Siyaset kurumu kapitalizmin derin krizine ve artan toplumsal eşitsizliğe keskin bir sağa dönüşle tepki verirken, halkın geniş kesimleri sola yöneliyor. IYSSE, bu gelişmeyi, savaş yönündeki ideolojik hazırlığa karşı çıkan kampanyasıyla doğruladı.

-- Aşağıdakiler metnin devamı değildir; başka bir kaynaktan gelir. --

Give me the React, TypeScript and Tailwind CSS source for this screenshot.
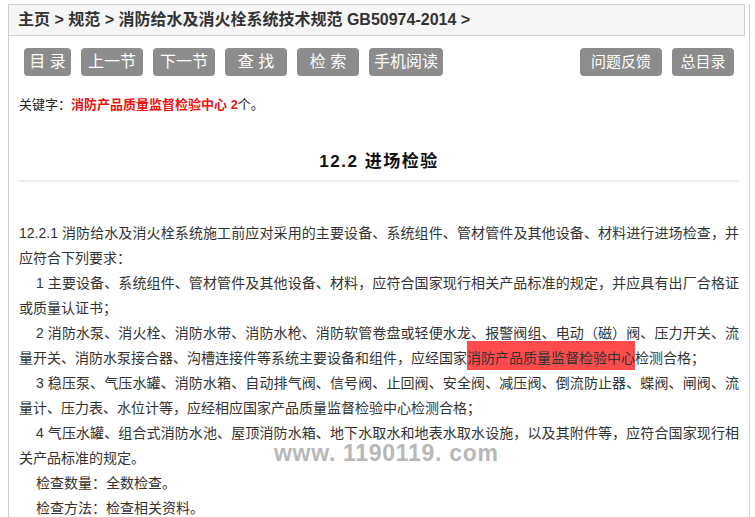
export default function App() {
  const navLeft = ['目 录', '上一节', '下一节', '查 找', '检 索', '手机阅读'];
  const navRight = ['问题反馈', '总目录'];

  return (
    <div
      className="bg-white min-h-[517px] pt-[4px] text-[#333]"
      style={{ fontFamily: '"Liberation Sans", "Noto Sans CJK SC", sans-serif' }}
    >
      <div className="ml-[8px] w-[742px] min-h-[513px] border-l border-r border-[#cfcfcf]">
        <div className="h-[32px] mr-[4px] bg-[#f6f6f6] border-t border-b border-r border-[#cfcfcf] flex items-center pl-[9px] text-[16px] font-bold text-[#333]">
          主页 &gt; 规范 &gt; 消防给水及消火栓系统技术规范 GB50974-2014 &gt;
        </div>

        <div className="flex items-center justify-between pl-[15px] pr-[15px] mt-[12px]">
          <div className="flex gap-[10px]">
            {navLeft.map((b, i) => (
              <span
                key={b}
                className={`h-[28px] flex items-center justify-center rounded-[4px] bg-[#8c8c8c] text-white text-[16px] ${i === 0 ? 'w-[47px]' : i === 5 ? 'w-[74px] text-[15px]' : 'w-[62px]'}`}
              >
                {b}
              </span>
            ))}
          </div>
          <div className="flex gap-[10px]">
            {navRight.map((b) => (
              <span
                key={b}
                className={`h-[28px] flex items-center justify-center rounded-[4px] bg-[#8c8c8c] text-white text-[15px] ${b === '问题反馈' ? 'w-[82px]' : 'w-[62px]'}`}
              >
                {b}
              </span>
            ))}
          </div>
        </div>

        <p className="mt-[19px] pl-[10px] text-[13px] text-[#222]">
          关键字：<span className="text-[#ee1111] font-bold">消防产品质量监督检验中心 2</span>个。
        </p>

        <h1 className="mt-[34px] text-center text-[17px] font-bold tracking-[1.5px] text-[#111]">
          12.2 进场检验
        </h1>
        <div className="mx-[10px] mt-[6px] h-[2px] bg-[#eeeeee]" />

        <div className="relative mt-[39px] px-[10px] text-[14px] leading-[25px] text-[#333] text-justify">
          <p>
            12.2.1 消防给水及消火栓系统施工前应对采用的主要设备、系统组件、管材管件及其他设备、材料进行进场检查，并应符合下列要求：
          </p>
          <p className="indent-[17px]">
            1 主要设备、系统组件、管材管件及其他设备、材料，应符合国家现行相关产品标准的规定，并应具有出厂合格证或质量认证书；
          </p>
          <p className="indent-[17px]">
            2 消防水泵、消火栓、消防水带、消防水枪、消防软管卷盘或轻便水龙、报警阀组、电动（磁）阀、压力开关、流量开关、消防水泵接合器、沟槽连接件等系统主要设备和组件，应经国家
            <span className="bg-[#ff4b4b] pt-[9px] pb-[4px]">消防产品质量监督检验中心</span>检测合格；
          </p>
          <p className="indent-[17px]">
            3 稳压泵、气压水罐、消防水箱、自动排气阀、信号阀、止回阀、安全阀、减压阀、倒流防止器、蝶阀、闸阀、流量计、压力表、水位计等，应经相应国家产品质量监督检验中心检测合格；
          </p>
          <p className="indent-[17px]">
            4 气压水罐、组合式消防水池、屋顶消防水箱、地下水取水和地表水取水设施，以及其附件等，应符合国家现行相关产品标准的规定。
          </p>
          <p className="indent-[17px]">检查数量：全数检查。</p>
          <p className="indent-[17px]">检查方法：检查相关资料。</p>

          <span
            className="absolute left-[265px] top-[220px] text-[23px] font-bold tracking-[0.7px] text-[#b8b8b8] whitespace-nowrap"
            style={{ fontFamily: '"Liberation Sans", Arial, sans-serif' }}
          >
            www. 1190119. com
          </span>
        </div>
      </div>
    </div>
  );
}
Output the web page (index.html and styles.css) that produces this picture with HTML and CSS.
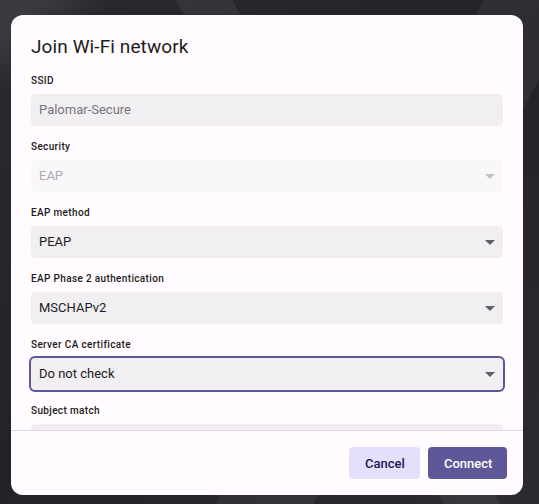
FILE: index.html
```html
<!DOCTYPE html>
<html lang="en">
<head>
<meta charset="utf-8">
<title>Join Wi-Fi network</title>
<link rel="stylesheet" href="styles.css">
</head>
<body>
<div class="desktop">
  <div class="dialog">
    <div class="header">
      <h1 class="title">Join Wi-Fi network</h1>
    </div>
    <div class="body">
      <div class="group">
        <div class="label">SSID</div>
        <div class="field readonly">Palomar-Secure</div>
      </div>
      <div class="group">
        <div class="label">Security</div>
        <div class="field select disabled">EAP<span class="arrow"></span></div>
      </div>
      <div class="group">
        <div class="label">EAP method</div>
        <div class="field select">PEAP<span class="arrow"></span></div>
      </div>
      <div class="group">
        <div class="label">EAP Phase 2 authentication</div>
        <div class="field select">MSCHAPv2<span class="arrow"></span></div>
      </div>
      <div class="group">
        <div class="label">Server CA certificate</div>
        <div class="field select focused">Do not check<span class="arrow"></span></div>
      </div>
      <div class="group">
        <div class="label">Subject match</div>
        <div class="field"></div>
      </div>
    </div>
    <div class="footer">
      <button class="btn cancel">Cancel</button>
      <button class="btn connect">Connect</button>
    </div>
  </div>
</div>
</body>
</html>
```
FILE: styles.css
```css
html, body {
  margin: 0;
  padding: 0;
}
body {
  width: 539px;
  height: 504px;
  overflow: hidden;
  font-family: Roboto, "Liberation Sans", sans-serif;
  background-color: #27272b;
  background-image:
    linear-gradient(118deg, rgba(255,255,255,0) 0 60%, rgba(255,255,255,0.05) 60% 72%, rgba(255,255,255,0) 72%),
    linear-gradient(62deg, rgba(255,255,255,0) 0 55%, rgba(255,255,255,0.06) 55% 62%, rgba(255,255,255,0) 62%),
    linear-gradient(140deg, #3a3a3e 0 4%, #29292d 10%, #232327 50%, #2c2c30 100%);
}
.desktop {
  padding: 15px 16px 9px 11px;
  display: flex;
}
.dialog {
  width: 512px;
  height: 480px;
  background: #fffbfe;
  border-radius: 12px;
  display: flex;
  flex-direction: column;
  overflow: hidden;
}
.header {
  padding: 20px 20px 14px;
}
.title {
  margin: 0;
  font-size: 19px;
  line-height: 24px;
  font-weight: 400;
  color: #1d1b20;
  letter-spacing: 0.1px;
}
.body {
  flex: 1;
  overflow: hidden;
  padding: 0 20px;
}
.group {
  display: flex;
  flex-direction: column;
  gap: 6px;
  margin-bottom: 13px;
}
.label {
  height: 15px;
  padding-top: 1px;
  box-sizing: border-box;
  line-height: 14px;
  font-size: 10px;
  font-weight: 500;
  letter-spacing: 0.35px;
  color: #1d1b20;
}
.field {
  position: relative;
  height: 32px;
  line-height: 32px;
  box-sizing: border-box;
  padding: 0 8px;
  border-radius: 4px;
  background: #f2eff3;
  font-size: 13px;
  color: #1d1b20;
}
.field.readonly {
  color: #77757b;
}
.field.disabled {
  background: #faf7fa;
  color: #aeacb0;
}
.field.focused {
  box-shadow: 0 0 0 2px #5d5898;
}
.arrow {
  position: absolute;
  right: 8px;
  top: 14px;
  width: 0;
  height: 0;
  border-left: 5px solid transparent;
  border-right: 5px solid transparent;
  border-top: 5px solid #5f5e63;
}
.disabled .arrow {
  border-top-color: #c4c2c6;
}
.footer {
  border-top: 1px solid #dedbe0;
  padding: 16px 16px 16px 20px;
  display: flex;
  justify-content: flex-end;
  gap: 8px;
}
.btn {
  height: 32px;
  border: none;
  border-radius: 4px;
  font-family: Roboto, "Liberation Sans", sans-serif;
  font-size: 13px;
  font-weight: 500;
  padding: 0 16px;
  cursor: pointer;
}
.cancel {
  width: 71px;
  background: #e4e0fb;
  color: #1c1950;
}
.connect {
  width: 79px;
  background: #5e5898;
  color: #ffffff;
}
```
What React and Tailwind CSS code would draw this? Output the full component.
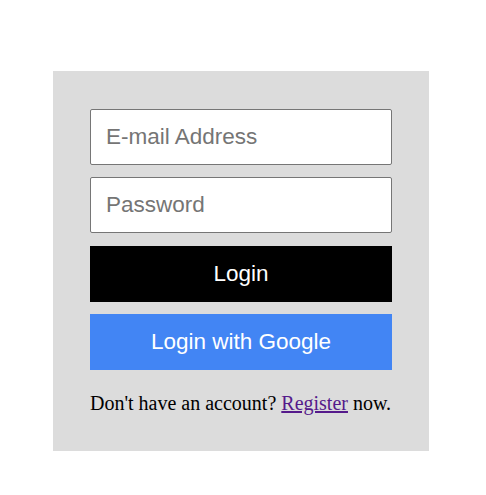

Vandreier, alkışlarla birlikte, konuşmasını şöyle noktaladı: “Üniversite yönetimi, gazeteler, profesörler, hepsi Baberowski’yi savunur ve bizi suçlarken, bizler, haklarımızı savunmak üzere öğrencileri ve işçileri harekete geçirebildik. Baberowski ve müttefikleri bize karşı kampanyalarını her hızlandırdığında, daha fazla desteği harekete geçirebildik. Baberowski, bizi kulüp odalarından yoksun bırakmaya ve üniversiteden atmaya çalışmasının ardından, şimdi de Bremen’deki Asta’ya dava açmayı deniyor. O, açıkça, oldukça hırslı bir gündeme sahip.”
Bremen Üniversitesi’ndeki etkinlik
Toplantının ardından, öğrenciler, anlatılanlara desteklerini ifade ettiler. Bir öğrenci, konuşmacılara, “mükemmel sunumları için” teşekkür etti. En sonunda, Kyburz, Bremen Üniversitesi’nde bilgisayar bilimi dersi veren ve toplantıda hazır bulunan Profesör Frieder Nake’in dayanışma açıklamasını okundu.
Açıklamada, şöyle yazıyordu: “Bu adam fazlasıyla alıngan olmalı. Düşünceyi ifade özgürlüğünün önemine yönelik duyarlılığı ne kadar az gelişmiş. Onun, Almanya’nın yakın ve kesinlikle seçkin olmayan tarihinden dersler çıkarmaya çalışanlara ilişkin düşüncesi nasıl da kaba.” Nake’nin Baberowski’yi eleştiren açıklaması da büyük alkışla karşılandı.